The drive concept of these machines is as suitable for the production of technical medical parts as for applications in the food, packaging and automotive industries, said Arburg.
* Allrounder 570 A exhibit - the Allrounder A with an IML application will see labelled tubs being produced in a two-cavity mould in a cycle time of only 2.8s.
This complex project integrates all the necessary automation elements around an Allrounder 570 A with a clamping force of 2,000kN (220 US tonf), which is currently the largest electric injection moulding machine in the Arburg machine range.
The entire IML automation process was adapted and optimised by Wittmann.
It provides the labels for the tubs, separates, transfers and places them in the mould, removes them and, finally, stacks the finished items on a conveyor belt according to cavity.
* Production sequence - first, two labels are picked up by the handling device, placed on the ejector side of the mould by a precision-adjustable transfer hand and precisely positioned.

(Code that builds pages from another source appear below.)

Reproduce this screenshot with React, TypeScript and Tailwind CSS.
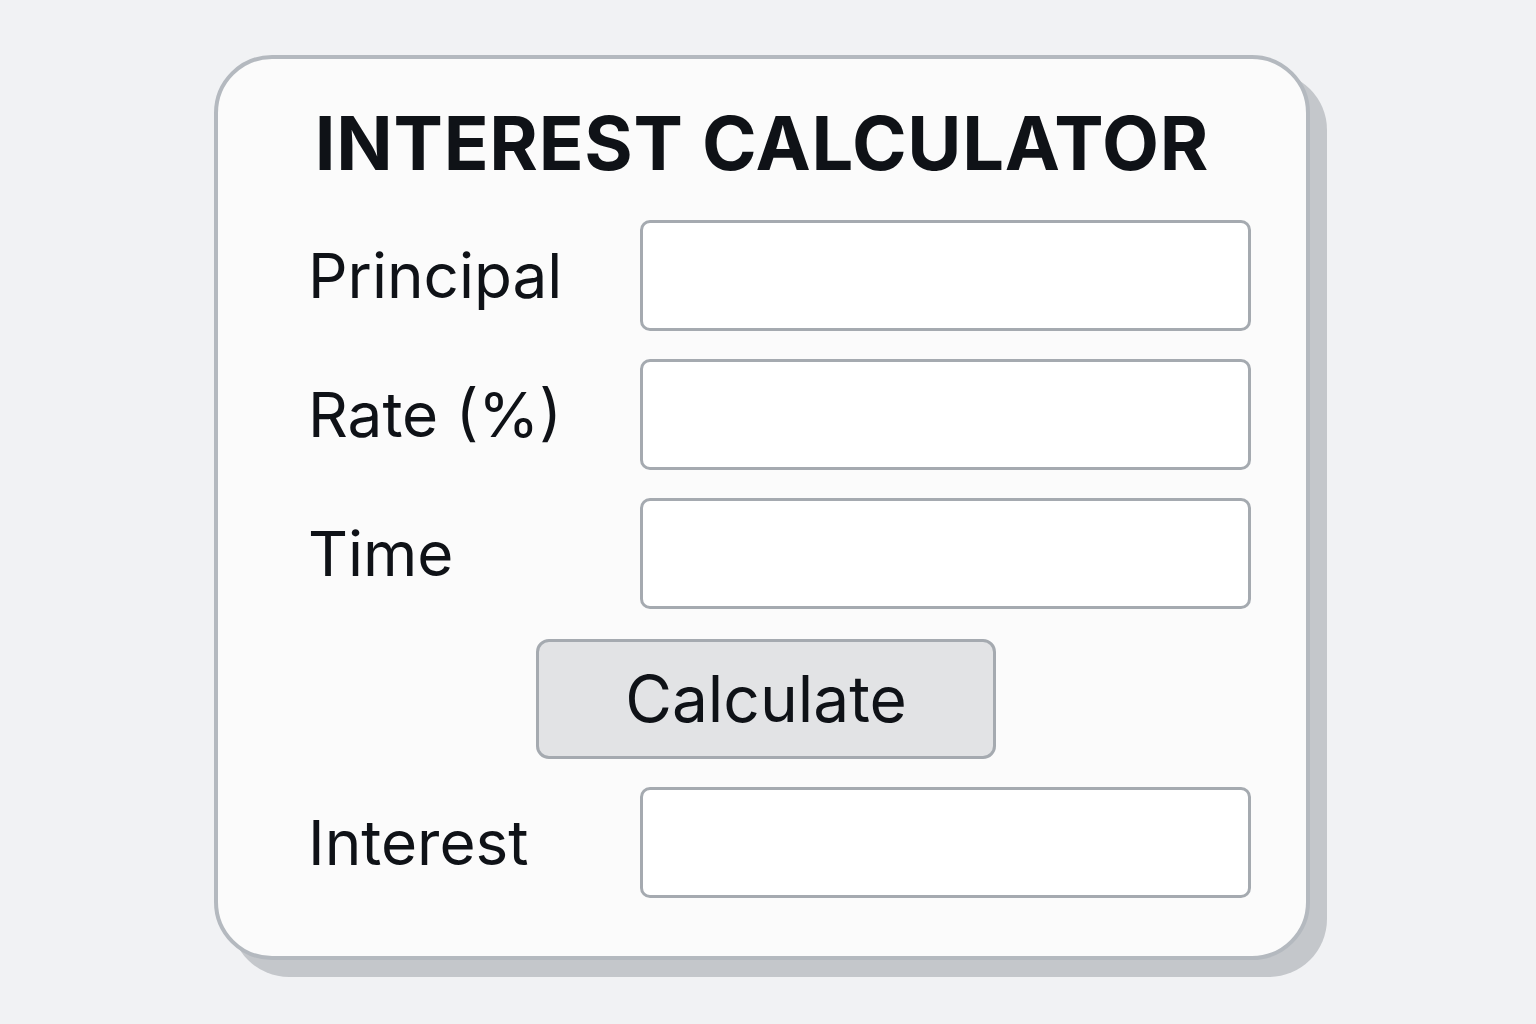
export default function App() {
  const rows = ["Principal", "Rate (%)", "Time"];
  return (
    <div className="min-h-[1024px] w-[1536px] bg-[#f1f2f4] pt-[55px] pl-[214px] font-['Inter',sans-serif] text-[#0f1217]">
      <div className="w-[1096px] h-[905px] rounded-[58px] border-4 border-[#b4b9bf] bg-[#fbfbfb] shadow-[17px_17px_0_0_#c4c7cb] pt-[47px]">
        <h1 className="text-center text-[74px] leading-[74px] font-bold tracking-[0.01em]">INTEREST CALCULATOR</h1>
        <div className="mt-[40px] pl-[90px] flex flex-col gap-[28px]">
          {rows.map((label) => (
            <div key={label} className="flex items-center h-[111px]">
              <span className="w-[332px] text-[62px] leading-none">{label}</span>
              <div className="w-[611px] h-[111px] rounded-[10px] border-[3px] border-[#a5aab0] bg-white" />
            </div>
          ))}
          <div className="flex h-[120px] mt-[2px]">
            <button className="ml-[228px] w-[460px] h-[120px] rounded-[13px] border-[3px] border-[#a5aab0] bg-[#e2e3e5] text-[64px] leading-none">
              Calculate
            </button>
          </div>
          <div className="flex items-center h-[111px]">
            <span className="w-[332px] text-[62px] leading-none">Interest</span>
            <div className="w-[611px] h-[111px] rounded-[10px] border-[3px] border-[#a5aab0] bg-white" />
          </div>
        </div>
      </div>
    </div>
  );
}
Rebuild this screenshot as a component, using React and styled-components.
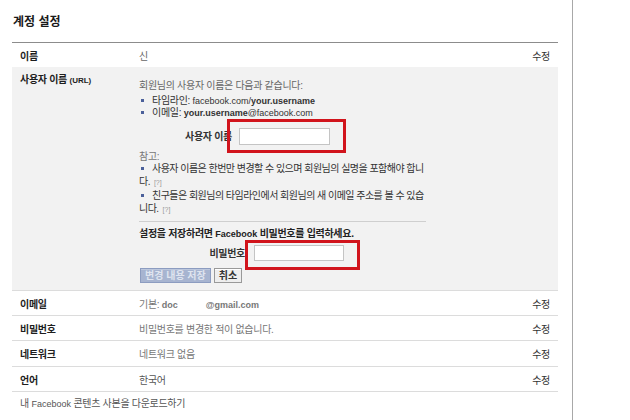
import React from "react";
import styled, { createGlobalStyle } from "styled-components";

const Global = createGlobalStyle`
  html, body { margin: 0; padding: 0; background: #fff; }
  body {
    font-family: "Liberation Sans", "Noto Sans CJK KR", sans-serif;
    font-size: 10px;
    letter-spacing: -0.3px;
    color: #333;
  }
`;

const Page = styled.div`
  width: 573px;
  height: 420px;
  border-right: 1px solid #a8a8a8;
  box-sizing: border-box;
  padding: 0 14px 0 12px;
  overflow: hidden;
`;

const Title = styled.h2`
  margin: 0;
  height: 43px;
  box-sizing: border-box;
  padding: 14px 0 0 1px;
  font-size: 12px;
  line-height: 16px;
  font-weight: bold;
  color: #1a1a1a;
  border-bottom: 1px solid #8c8c8c;
  letter-spacing: 0;
`;

const Row = styled.div`
  display: grid;
  grid-template-columns: 119px 1fr auto;
  align-items: center;
  height: ${(p) => p.$h || 25}px;
  box-sizing: border-box;
  padding: 0 8px;
  border-top: ${(p) => (p.$line ? "1px solid #dcdcdc" : "none")};
`;

const Label = styled.div`
  font-weight: bold;
  color: #1e1e1e;
`;

const Value = styled.div`
  color: ${(p) => p.$c || "#777"};
`;

const Edit = styled.div`
  color: #333;
`;

const Panel = styled.div`
  display: grid;
  grid-template-columns: 119px 287px;
  background: #f2f2f2;
  padding: 0 8px 10px;
  height: 223px;
  box-sizing: border-box;
`;

const PanelLabel = styled.div`
  padding-top: 7px;
  line-height: 12px;
  font-weight: bold;
  color: #1e1e1e;
`;

const Small = styled.span`
  font-size: 8px;
  letter-spacing: 0;
`;

const Content = styled.div`
  padding-top: 12px;
  display: flex;
  flex-direction: column;
`;

const Line = styled.div`
  line-height: 12px;
  color: ${(p) => p.$c || "#666"};
  margin-top: ${(p) => p.$mt || 0}px;
  font-weight: ${(p) => (p.$bold ? "bold" : "normal")};
`;

const List = styled.ul`
  list-style: none;
  margin: ${(p) => p.$mt || 0}px 0 0;
  padding: 0;
  display: flex;
  flex-direction: column;
  gap: ${(p) => p.$gap || 0}px;
`;

const Item = styled.li`
  line-height: ${(p) => p.$lh || 12}px;
  letter-spacing: ${(p) => (p.$dense ? -0.53 : -0.3)}px;
  color: #333;
  &::before {
    content: "";
    display: inline-block;
    vertical-align: middle;
    width: 3px;
    height: 3px;
    margin: -1px 8px 0 2px;
    background: #4b609a;
  }
`;

const Latin = styled.span`
  font-size: 9px;
  letter-spacing: 0;
  font-weight: ${(p) => (p.$bold ? "bold" : "inherit")};
  color: ${(p) => p.$c || "inherit"};
`;

const Help = styled.span`
  font-size: 7px;
  color: #999;
  letter-spacing: 0;
  margin-left: 4px;
`;

const FieldRow = styled.div`
  display: flex;
  align-items: center;
  margin-top: ${(p) => p.$mt}px;
`;

const FieldLabel = styled.label`
  width: ${(p) => p.$w}px;
  text-align: right;
  font-weight: bold;
  color: #333;
  padding-right: ${(p) => p.$gap}px;
  box-sizing: border-box;
  margin-top: -2px;
`;

const InputWrap = styled.div`
  position: relative;
`;

const Input = styled.input`
  display: block;
  width: ${(p) => p.$w}px;
  height: ${(p) => p.$h}px;
  box-sizing: border-box;
  border: 1px solid #c4c4c4;
  background: #fff;
  padding: 0 3px;
  margin: 0;
  font: inherit;
`;

const Highlight = styled.div`
  position: absolute;
  left: ${(p) => p.$l}px;
  top: ${(p) => p.$t}px;
  width: ${(p) => p.$w}px;
  height: ${(p) => p.$h}px;
  box-sizing: border-box;
  border: 3px solid #d1141c;
  pointer-events: none;
`;

const Divider = styled.hr`
  margin: 5px 0 0;
  border: 0;
  border-top: 1px solid #cfcfcf;
  height: 0;
`;

const Buttons = styled.div`
  display: flex;
  gap: 3px;
  margin-top: 7px;
  margin-left: 1px;
`;

const Button = styled.button`
  height: 15px;
  padding: 0 4px;
  font: inherit;
  font-weight: bold;
  line-height: 13px;
  border: 1px solid ${(p) => (p.$primary ? "#8c9cc0" : "#999")};
  background: ${(p) => (p.$primary ? "#a7b4d0" : "#eeeeee")};
  color: ${(p) => (p.$primary ? "#dfe4ef" : "#333")};
  box-shadow: inset 0 1px 0 ${(p) => (p.$primary ? "#bcc7dd" : "#fff")};
`;

const Footer = styled.div`
  border-top: 1px solid #dcdcdc;
  padding: 6px 8px 0;
  line-height: 12px;
  color: #555;
`;

const Gap = styled.span`
  display: inline-block;
  width: ${(p) => p.$w}px;
`;

export default function App() {
  return (
    <>
      <Global />
      <Page>
        <Title>계정 설정</Title>
        <Row $h={24}>
          <Label>이름</Label>
          <Value $c="#666">신</Value>
          <Edit>수정</Edit>
        </Row>
        <Panel>
          <PanelLabel>
            사용자 이름 <Small>(URL)</Small>
          </PanelLabel>
          <Content>
            <Line $mt={1}>회원님의 사용자 이름은 다음과 같습니다:</Line>
            <List $mt={3}>
              <Item>
                타임라인: <Latin>facebook.com/</Latin>
                <Latin $bold>your.username</Latin>
              </Item>
              <Item>
                이메일: <Latin $bold>your.username</Latin>
                <Latin>@facebook.com</Latin>
              </Item>
            </List>
            <FieldRow $mt={9}>
              <FieldLabel $w={100} $gap={7}>
                사용자 이름
              </FieldLabel>
              <InputWrap>
                <Input $w={91} $h={17} />
                <Highlight $l={-12} $t={-9} $w={119} $h={34} />
              </InputWrap>
            </FieldRow>
            <Line $mt={6} $c="#777">
              참고:
            </Line>
            <List $gap={1}>
              <Item $lh={12.5} $dense>
                사용자 이름은 한번만 변경할 수 있으며 회원님의 실명을 포함해야 합니다.
                <Help>[?]</Help>
              </Item>
              <Item $lh={12.5} $dense>
                친구들은 회원님의 타임라인에서 회원님의 새 이메일 주소를 볼 수 있습니다.
                <Help>[?]</Help>
              </Item>
            </List>
            <Divider />
            <Line $mt={6} $bold $c="#222">
              설정을 저장하려면 <Latin>Facebook</Latin> 비밀번호를 입력하세요.
            </Line>
            <FieldRow $mt={5}>
              <FieldLabel $w={115} $gap={9}>
                비밀번호
              </FieldLabel>
              <InputWrap>
                <Input type="password" $w={90} $h={16} />
                <Highlight $l={-9} $t={-5} $w={115} $h={30} />
              </InputWrap>
            </FieldRow>
            <Buttons>
              <Button $primary disabled>
                변경 내용 저장
              </Button>
              <Button>취소</Button>
            </Buttons>
          </Content>
        </Panel>
        <Row $line>
          <Label>이메일</Label>
          <Value>
            기본: <Latin $bold>doc</Latin>
            <Gap $w={28} />
            <Latin $bold>@gmail.com</Latin>
          </Value>
          <Edit>수정</Edit>
        </Row>
        <Row $line>
          <Label>비밀번호</Label>
          <Value>비밀번호를 변경한 적이 없습니다.</Value>
          <Edit>수정</Edit>
        </Row>
        <Row $line $h={26}>
          <Label>네트워크</Label>
          <Value>네트워크 없음</Value>
          <Edit>수정</Edit>
        </Row>
        <Row $line>
          <Label>언어</Label>
          <Value $c="#555">한국어</Value>
          <Edit>수정</Edit>
        </Row>
        <Footer>
          내 <Latin>Facebook</Latin> 콘텐츠 사본을 다운로드하기
        </Footer>
      </Page>
    </>
  );
}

The tubs are simultaneously removed from the nozzle side.
This process has a complete cycle time of 2.8s.
Time is saved during production through the simultaneous movements of the electric axes, the rapid peripheral routines, the short in-mould lamination cycle and the simultaneous part removal and label insertion.
With this system, Arburg will demonstrate that IML applications can produce fast, reliably and in high quality, as well as in high volumes.
The resulting cost efficiency ensures that the customer achieves the return on investment in a very short time, which is so important in this sector.